I’m on a train right now. The light is dying outside – and the clouds are glowing rosy pink over the limestone hills.

Enough with the pretty. Inside the train it’s prison strip lighting, tacky floors and toilets that make me yearn for a penis (as in, that I had one for peeing with, I don’t get turned on by prison strip lighting). Hell these toilets – they even make me yearn for India.

I never thought I would say I missed Indian trains but actually here I am saying it. I miss Indian trains – same strip lighting, probably more filth and more cockroaches but there’s something so epic about an Indian train ride. I think it’s the chai wallahs. And the men who bring you your pile of laundered sheets to spread over your ripped lino plank. And the samosa sellers. Yeah, maybe what I miss most is the never ending stream of food and tea straight to your bunk.

I’ve just trekked through ten carriages to the buffet car on our express to KL and ordered nasi goreng and fried mee – hold the spice. I trudge back leaping heroically between the gaps in the cars and find Lula having a fit and John threatening to take her to the naughty step in the prison carriage of the train. As Lula sits down and starts eating I wonder whether I should tell John that possibly the reason for her dynamic shift in mood is that ten minutes ago she helped herself to the Sprite into which I had decanted the remains of our duty free whisky.

I am interrupted by a scream – ‘It’s spicy!’

‘It can’t be. I expressly asked for no spice. Like three times. I said NO SPICE.’

John tastes both plastic containers. They are spiced to the eyeballs.

‘But I’m SO HUNGRY,’ Lula starts to scream, jump up and down and cry hysterically.

I look at John – ‘They have western food too – ‘

He gets up and trudges the ten carriages, returning with a burger.  This is the man who rolled his eyes at me this morning for ordering Lula a banana pancake because she wasn’t getting enough fruit and veg. Banana? Hello? Burger? Hello?

But options are limited and something needs to soak up the sprite.

She takes a bite into the flaccid chicken patty and I watch in disgust, images of Gillian McKeith and abattoir floors dancing in my head.

‘Ahhhhhhh,’ Lula screams, ‘IT’s spicy! My mouth is all fizzy.’

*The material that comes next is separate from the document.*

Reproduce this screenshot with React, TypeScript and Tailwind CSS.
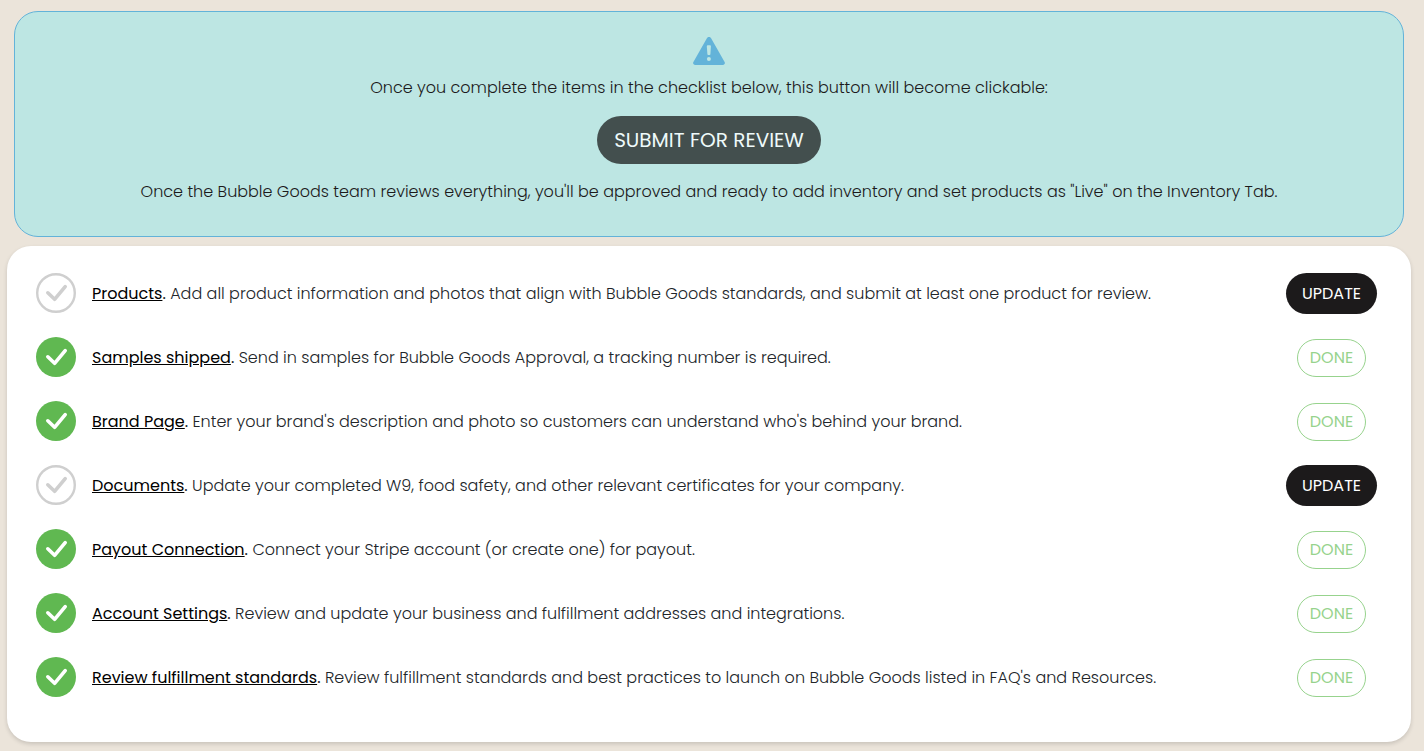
import React from 'react';
import clsx from 'clsx';

interface ChecklistItem {
  id: string;
  title: string;
  description: string;
  done: boolean;
}

const CHECKLIST_ITEMS: ChecklistItem[] = [
  {
    id: 'products',
    title: 'Products',
    description:
      'Add all product information and photos that align with Bubble Goods standards, and submit at least one product for review.',
    done: false,
  },
  {
    id: 'samples',
    title: 'Samples shipped',
    description: 'Send in samples for Bubble Goods Approval, a tracking number is required.',
    done: true,
  },
  {
    id: 'brand-page',
    title: 'Brand Page',
    description:
      "Enter your brand's description and photo so customers can understand who's behind your brand.",
    done: true,
  },
  {
    id: 'documents',
    title: 'Documents',
    description:
      'Update your completed W9, food safety, and other relevant certificates for your company.',
    done: false,
  },
  {
    id: 'payout',
    title: 'Payout Connection',
    description: 'Connect your Stripe account (or create one) for payout.',
    done: true,
  },
  {
    id: 'settings',
    title: 'Account Settings',
    description: 'Review and update your business and fulfillment addresses and integrations.',
    done: true,
  },
  {
    id: 'fulfillment',
    title: 'Review fulfillment standards',
    description:
      "Review fulfillment standards and best practices to launch on Bubble Goods listed in FAQ's and Resources.",
    done: true,
  },
];

const WarningIcon: React.FC = () => (
  <svg className="h-7 w-8" viewBox="0 0 32 28" aria-hidden="true">
    <path
      d="M13.9 1.3C14.8-.4 17.2-.4 18.1 1.3L31.6 25C32.4 26.5 31.5 28 29.8 28H2.2C.5 28-.4 26.5.4 25Z"
      fill="#63b3d9"
    />
    <path d="M13.8 9.2Q13.8 8.2 14.8 8.2H17Q18 8.2 17.9 9.2L17.4 17.2Q17.3 18 16.6 18H15.2Q14.5 18 14.4 17.2Z" fill="#bde6e3" />
    <circle cx="15.9" cy="22" r="2" fill="#bde6e3" />
  </svg>
);

const StatusIcon: React.FC<{ done: boolean }> = ({ done }) => (
  <svg
    className="size-10 shrink-0"
    viewBox="0 0 40 40"
    fill="none"
    role="img"
    aria-label={done ? 'Complete' : 'Incomplete'}
  >
    {done ? (
      <circle cx="20" cy="20" r="20" fill="#60b851" />
    ) : (
      <circle cx="20" cy="20" r="18.8" stroke="#cfcfcf" strokeWidth="2.4" />
    )}
    <path
      d="M11.8 19.8L18.6 26.3L29.2 13.7"
      stroke={done ? '#ffffff' : '#cfcfcf'}
      strokeWidth="3.6"
      strokeLinecap="round"
      strokeLinejoin="round"
    />
  </svg>
);

const ChecklistRow: React.FC<{ item: ChecklistItem }> = ({ item }) => (
  <li className="flex h-16 items-center gap-4">
    <StatusIcon done={item.done} />
    <p className="flex-1 pt-0.5">
      <a href={`#${item.id}`} className="font-normal text-black underline">
        {item.title}
      </a>
      <span className="font-normal">.</span> {item.description}
    </p>
    <div className="flex w-[91px] shrink-0 justify-center pt-px">
      <button
        type="button"
        disabled={item.done}
        className={clsx(
          'rounded-full font-normal',
          item.done
            ? 'h-[38px] w-[69px] border border-[#97d38d] text-[#97d38d]'
            : 'h-[41px] w-full bg-[#1c1a1b] text-white'
        )}
      >
        {item.done ? 'DONE' : 'UPDATE'}
      </button>
    </div>
  </li>
);

export default function App() {
  return (
    <main className="min-h-screen bg-[#ebe4da] pt-[11px] pr-[13px] pb-[9px] pl-[7px] font-[Poppins,Inter,sans-serif] text-base font-light text-[#212529]">
      {/* Submission notice */}
      <section className="mx-[7px] flex flex-col items-center rounded-3xl border border-[#63b3d9] bg-[#bde6e3] px-4 pt-[25px] pb-8 text-center text-[#1c1a1b]">
        <WarningIcon />
        <p className="mt-[11px]">
          Once you complete the items in the checklist below, this button will become clickable:
        </p>
        <button
          type="button"
          disabled
          className="mt-4 h-12 w-56 rounded-full bg-[#434f4e] text-xl font-normal text-[#eefafa]"
        >
          SUBMIT FOR REVIEW
        </button>
        <p className="mt-4">
          Once the Bubble Goods team reviews everything, you'll be approved and ready to add
          inventory and set products as "Live" on the Inventory Tab.
        </p>
      </section>

      {/* Checklist */}
      <section className="mt-[9px] rounded-3xl bg-white pt-[15px] pr-[34px] pb-[33px] pl-[29px] shadow-[0_2px_4px_rgba(0,0,0,0.15)]">
        <ul>
          {CHECKLIST_ITEMS.map((item) => (
            <ChecklistRow key={item.id} item={item} />
          ))}
        </ul>
      </section>
    </main>
  );
}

I take the burger and dissect it and then lick it tentatively. It is indeed slathered in a chilli sauce.

I wonder, not for the first time, why we ever think that trains are a good idea. They are only a good idea retrospectively. Even Indian ones. Then I remember the weeing episode on the coach we took from KL. There are some benefits to trains I guess.

I resort to wiping the sauce off her reconstituted burger with a piece of toilet paper. Lula eats it. I cringe. Then she passes out.